とても静かで、厳かな雰囲気のある場所ですね。
風の通りも良くて、木々を抜けて入ってくる雰囲気もどことなくオーラを感じます。意外と広いですし、地元の人にもあまり知られていない場所なので、気持ちを整えるのにはぴったりの場所だと思いますね。
高知の地酒を堪能するなら、
山崎さんのいる「とさのひるね」で。
有澤さんが一押しする、「とさのひるね」の名物は?
店主の山崎さんが作る家庭的な大皿料理ですね。カウンターにずらりと並び、いつもどれを食べるか悩んでしまう、そんな楽しみも醍醐味のひとつです。それと、やっぱり日本酒。山崎さんは定期的に蔵元さんへ出向いているので、品揃えの豊富さだけでなく、知識量や情報が本当にすごくて、いつも勉強させてもらっています。
山崎さんとはいつもどんなお話をしているんですか?
基本的には日本酒のことばかりですね。新酒の時期には必ず「文佳人」の味の感想をもらいますし、山崎さんおすすめの銘柄を味わって、自分たちのおいしさのレベルはどの辺りかを確認したり。お酒造りでこもりがちなので、ここに来た時は情報交換しながら、大好きな高知の地酒を堪能しています。

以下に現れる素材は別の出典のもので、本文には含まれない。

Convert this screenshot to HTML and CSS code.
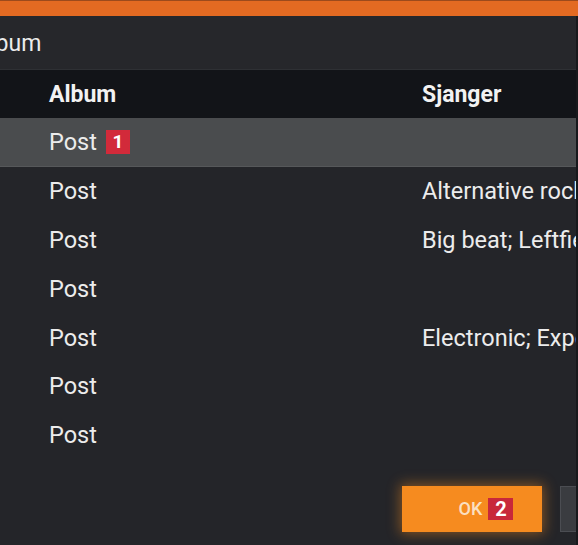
FILE: index.html
```html
<!DOCTYPE html>
<html lang="no">
<head>
<meta charset="utf-8">
<title>Album</title>
<link rel="stylesheet" href="styles.css">
</head>
<body>
<div class="topbar"></div>
<div class="dialog">
  <div class="dialog-title"><span class="title-text">Album</span></div>
  <div class="table">
    <div class="row head">
      <div class="cell">Album</div>
      <div class="cell">Sjanger</div>
    </div>
    <div class="row selected">
      <div class="cell">Post <span class="badge">1</span></div>
      <div class="cell"></div>
    </div>
    <div class="row">
      <div class="cell">Post</div>
      <div class="cell">Alternative rock</div>
    </div>
    <div class="row">
      <div class="cell">Post</div>
      <div class="cell">Big beat; Leftfield; Trip hop</div>
    </div>
    <div class="row">
      <div class="cell">Post</div>
      <div class="cell"></div>
    </div>
    <div class="row">
      <div class="cell">Post</div>
      <div class="cell">Electronic; Experimental; Trip hop</div>
    </div>
    <div class="row">
      <div class="cell">Post</div>
      <div class="cell"></div>
    </div>
    <div class="row">
      <div class="cell">Post</div>
      <div class="cell"></div>
    </div>
  </div>
  <div class="footer">
    <button class="btn btn-ok">OK <span class="badge badge-btn">2</span></button>
    <button class="btn btn-cancel">Avbryt</button>
  </div>
</div>
</body>
</html>
```
FILE: styles.css
```css
html, body {
  margin: 0;
  padding: 0;
}
body {
  width: 578px;
  height: 545px;
  overflow: hidden;
  background: #242529;
  font-family: Roboto, "Liberation Sans", sans-serif;
  color: #ececec;
}
.topbar {
  height: 15px;
  background: #e36a22;
  border-top: 1px solid #9c4a1c;
}
.dialog {
  height: 529px;
  display: flex;
  flex-direction: column;
  border-right: 2px solid #18191c;
  overflow: hidden;
}
.dialog-title {
  height: 53px;
  display: flex;
  align-items: center;
  background: #26272b;
  border-bottom: 1px solid #2e3034;
  font-size: 23px;
  white-space: nowrap;
  overflow: hidden;
}
.title-text {
  margin-left: -25px;
  padding-top: 1px;
}
.table {
  display: flex;
  flex-direction: column;
}
.row {
  height: 48.8px;
  display: grid;
  grid-template-columns: 373px 400px;
  align-items: center;
  padding-left: 49px;
  font-size: 23.5px;
  white-space: nowrap;
  overflow: hidden;
}
.row.head {
  height: 48px;
  background: #121418;
  font-weight: 700;
  font-size: 23px;
  color: #f2f2f2;
}
.row.selected {
  background: #4a4c4e;
  border-bottom: 1px solid #56585a;
  box-sizing: border-box;
}
.cell {
  display: flex;
  align-items: center;
  gap: 9px;
}
.badge {
  display: inline-flex;
  align-items: center;
  justify-content: center;
  width: 24px;
  height: 24px;
  background: #d22a3a;
  color: #ffffff;
  font-weight: 700;
  font-size: 19px;
}
.footer {
  flex: 1;
  display: flex;
  justify-content: flex-end;
  align-items: flex-start;
  padding-top: 26px;
  gap: 18px;
  overflow: hidden;
}
.btn {
  height: 46px;
  border: none;
  font-family: Roboto, "Liberation Sans", sans-serif;
  flex-shrink: 0;
  margin: 0;
}
.btn-ok {
  width: 140px;
  background: #f68b1f;
  color: #fbe0c2;
  font-size: 18px;
  font-weight: 500;
  display: flex;
  align-items: center;
  justify-content: center;
  gap: 6px;
  padding: 0 0 0 28px;
  box-shadow: 0 0 12px 2px rgba(246, 139, 31, 0.45);
}
.badge-btn {
  width: 25px;
  height: 22px;
  font-size: 20px;
  background: #c8283a;
}
.btn-cancel {
  width: 16px;
  background: #3a3c40;
  border: 1px solid #4b4d52;
  border-right: none;
  color: transparent;
  font-size: 1px;
  overflow: hidden;
  padding: 0;
}
```
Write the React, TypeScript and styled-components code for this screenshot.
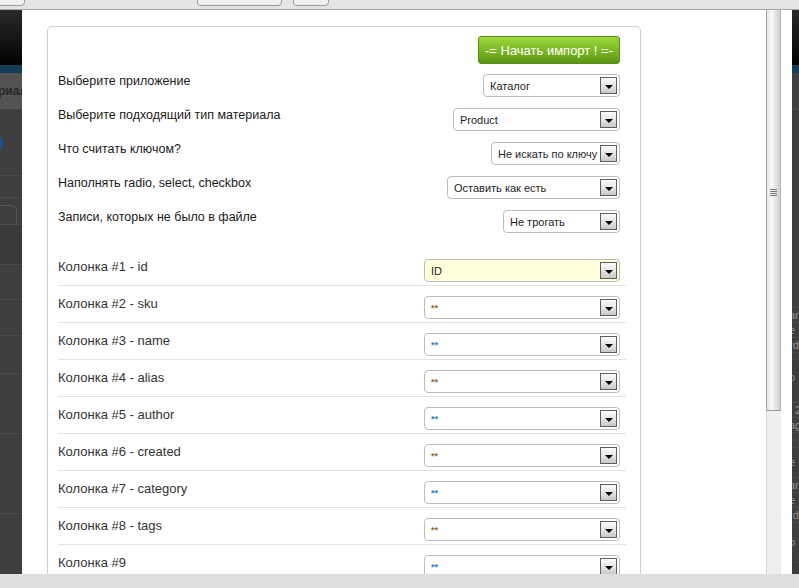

それと、エピソードを一つ。実はこのお店は、山崎さんが全て一人で手作りして建てたんです。スゴイと思いません?そうした職人気質なところも大好きな理由の一つなので、香美市で日本酒を味わうならぜひ「とさのひるね」さんに来てもらいたいと思います。「文佳人」もありますし、日本酒好きの方は大満足できるお酒と料理と、トークが待っています!
魅力的な自然や歴史、
おいしいお酒を
楽しんでください!
これから高知県を旅する方々に一言お願いします!
高知県香美市には、魅力的な自然と歴史にまつわるものがあります。おいしいものも、たくさんあります!もちろん、おいしいお酒も!皆さん、遊びに来てください!